“Peut-être avais-je la danse en moi”, disait-elle.
Et il le fallait pour vouer sa vie à cet art : car, si la danse orientale (”raqs al-sharqui”) est un phénomène culturel aussi ancien qu’incontestable, la société égyptienne a toujours frappé d’opprobre ses danseuses. Née en Haute-Égypte, Zainab Ibrahim Mahfuz arrive au Caire avec sa famille en 1932. Elle travaille dans un atelier de couture jusqu’à la mort de son père (elle a alors 16 ans), puis rencontre Baadia Masabni, l’inventrice de la danse orientale moderne, qui sera son mentor. C’est dans la troupe de Baadia où elle côtoie Tahia Carioca, sa plus proche rivale, que Samia Gamal développe son style.

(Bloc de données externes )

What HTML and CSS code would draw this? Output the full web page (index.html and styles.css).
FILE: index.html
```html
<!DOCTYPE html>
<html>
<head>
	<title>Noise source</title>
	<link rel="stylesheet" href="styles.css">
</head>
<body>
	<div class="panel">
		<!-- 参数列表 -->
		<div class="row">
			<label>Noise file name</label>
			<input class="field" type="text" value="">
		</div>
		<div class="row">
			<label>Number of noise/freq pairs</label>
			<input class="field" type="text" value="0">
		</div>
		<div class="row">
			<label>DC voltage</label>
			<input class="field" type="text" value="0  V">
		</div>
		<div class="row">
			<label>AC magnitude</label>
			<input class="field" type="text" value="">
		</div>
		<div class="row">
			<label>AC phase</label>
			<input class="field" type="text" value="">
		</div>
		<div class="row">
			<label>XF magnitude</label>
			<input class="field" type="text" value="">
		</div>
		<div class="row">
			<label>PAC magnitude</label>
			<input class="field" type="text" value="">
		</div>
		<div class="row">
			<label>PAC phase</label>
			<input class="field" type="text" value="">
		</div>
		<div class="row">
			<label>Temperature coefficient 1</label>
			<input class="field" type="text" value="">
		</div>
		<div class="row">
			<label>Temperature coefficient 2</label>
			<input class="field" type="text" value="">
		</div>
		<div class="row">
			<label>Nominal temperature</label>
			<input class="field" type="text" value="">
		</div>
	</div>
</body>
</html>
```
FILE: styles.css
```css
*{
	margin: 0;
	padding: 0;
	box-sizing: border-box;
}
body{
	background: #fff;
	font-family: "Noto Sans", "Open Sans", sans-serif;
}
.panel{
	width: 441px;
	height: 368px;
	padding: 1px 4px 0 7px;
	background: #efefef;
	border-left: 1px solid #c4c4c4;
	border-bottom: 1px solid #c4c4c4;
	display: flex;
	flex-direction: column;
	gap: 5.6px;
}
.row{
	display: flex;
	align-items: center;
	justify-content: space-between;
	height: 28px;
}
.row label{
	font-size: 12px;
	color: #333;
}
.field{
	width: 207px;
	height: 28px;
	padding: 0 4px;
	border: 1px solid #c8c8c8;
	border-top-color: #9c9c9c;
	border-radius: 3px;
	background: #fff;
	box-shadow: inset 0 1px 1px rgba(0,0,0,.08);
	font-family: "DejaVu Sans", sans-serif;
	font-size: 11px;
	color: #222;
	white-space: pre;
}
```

Au début des années quarante, Samia Gamal fait une rencontre déterminante, en la personne de Farid Al Atrache, un prince syro-libanais devenu un des plus grands chanteurs et joueurs de luth du monde arabe. Samia et Farid forment, à la scène comme à la ville, le couple d’artistes le plus célèbre de la vie culturelle orientale de la décennie. Entre temps, la jeune femme débute au cinéma, en 1942, dans «Gawhara» de Youssef Wahby. Elle devient rapidement une déesse des comedies musicales, adulée par des millions d’admirateurs. En 1947, le couple Gamal-Al-Atrache est réuni à l’écran dans «Madame la diablesse», dirigé par Henry Barakat. Le film est un énorme succès et les deux vedettes tournent encore ensembles, à quatre reprises, dans: «Ahebbak inta» (1949) et «Dernier mensonge» (1949) tous deux réalisés par Ahmed Badrakhan, «Taa la salim» (1951) de Helmy Rafla et «Ne le dis à personne» (1952) de Henry Barakat. Immense star, Samia Gamal ne laisse pas insensible le Roi Farouk. Celui-ci lui octroie le titre honorifique de première danseuse nationale.

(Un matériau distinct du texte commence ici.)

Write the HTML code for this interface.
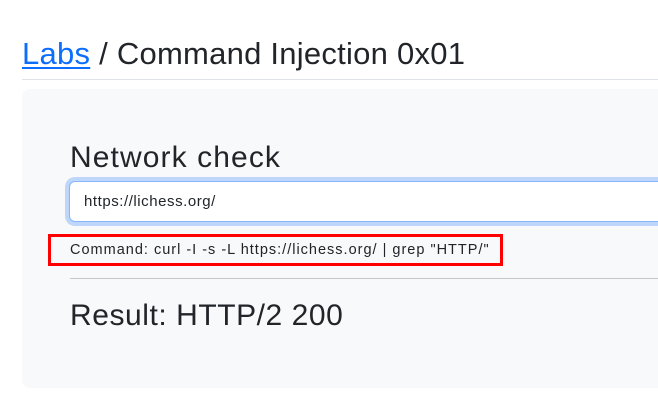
<!DOCTYPE html>
<html><head><meta charset="utf-8"><style>
*{margin:0;padding:0;box-sizing:border-box}
body{width:658px;height:406px;overflow:hidden;background:#fff;font-family:"Liberation Sans",sans-serif;color:#212529;position:relative}
.a{position:absolute;white-space:nowrap}
</style></head><body>
<div class="a" style="left:22px;top:34px;font-size:31px;line-height:40px;letter-spacing:0.25px"><span style="color:#0d6efd;text-decoration:underline;text-decoration-thickness:2px;text-underline-offset:3px">Labs</span> / Command Injection 0x01</div>
<div class="a" style="left:22px;top:79px;width:640px;height:1px;background:#dee2e6"></div>
<div class="a" style="left:22px;top:89px;width:660px;height:299px;background:#f8f9fa;border-radius:8px"></div>
<div class="a" style="left:70px;top:139px;font-size:30px;line-height:38px;letter-spacing:1.1px">Network check</div>
<div class="a" style="left:69px;top:181px;width:620px;height:41px;background:#fff;border:1px solid #86b7fe;border-radius:6px;box-shadow:0 0 0 4px rgba(13,110,253,.25)"></div>
<div class="a" style="left:84px;top:192px;font-size:15px;line-height:20px;letter-spacing:0.55px">https://lichess.org/</div>
<div class="a" style="left:48px;top:234px;width:455px;height:32px;border:3px solid #ff0000"></div>
<div class="a" style="left:70px;top:240px;font-size:14.5px;line-height:20px;letter-spacing:1px">Command: curl -I -s -L https://lichess.org/ | grep "HTTP/"</div>
<div class="a" style="left:70px;top:278px;width:600px;height:1px;background:#c4c6c8"></div>
<div class="a" style="left:70px;top:297px;font-size:30px;line-height:38px;letter-spacing:0.55px">Result: HTTP/2 200</div>
</body></html>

En 1952, Samia épouse Sheppard King, un riche américain, originaire du Texas. En 1954, elle profite d’un séjour à Hollywood, pour faire une apparition dans «La vallée des rois» de Robert Pirosh, et où elle interprète une danseuse du ventre aux côtés de Robert Taylor. La même année, elle incarne la jeune Morgiane auprès de Fernandel, dans «Ali Baba et les quarante voleurs», une production française de Jacques Becker. En 1955, dans «Un verre et une cigarette» de Niazi Mostafa, elle partage l’affiche avec une autre belle égyptienne, qui va également se faire un nom en France… Dalida. Un an plus tard, elle participe à la production internationale «Le fils du Cheik» de Goffredo Alessandrini avec Ricardo Montalban.

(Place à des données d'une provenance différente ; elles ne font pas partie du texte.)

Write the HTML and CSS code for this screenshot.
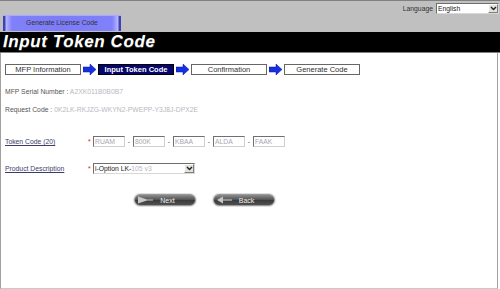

À la fin des années cinquante, Samia Gamal divorce de son Texan de mari et revient définitivement dans son pays natal. Elle y tourne deux de ses plus grand succès, «Zannouba» (1957) aux côtés de Shukry Sarhan et «Rendez-vous avec l’inconnu» (1959) avec Omar Sharif. En 1958, elle épouse en secondes noces, le jeune premier Ruschy Abaza, dont elle divorce en 1977. Ils sont réunis à l’écran dans «Le deuxième homme» (1960) de Ezzel Dine Zulficar et dans «La route du diable» (1963) de Kamal Attia. Ce film reste la dernière prestation cinématographique de sa carrière.
Par la suite, Samia Gamal se consacre exclusivement à la danse. Elle pratique passionnément son art jusqu’au début des années quatre-vingt-dix. Elle s’éteint le 1er décembre 1994, au Caire, capitale égyptienne, emportée par un cancer.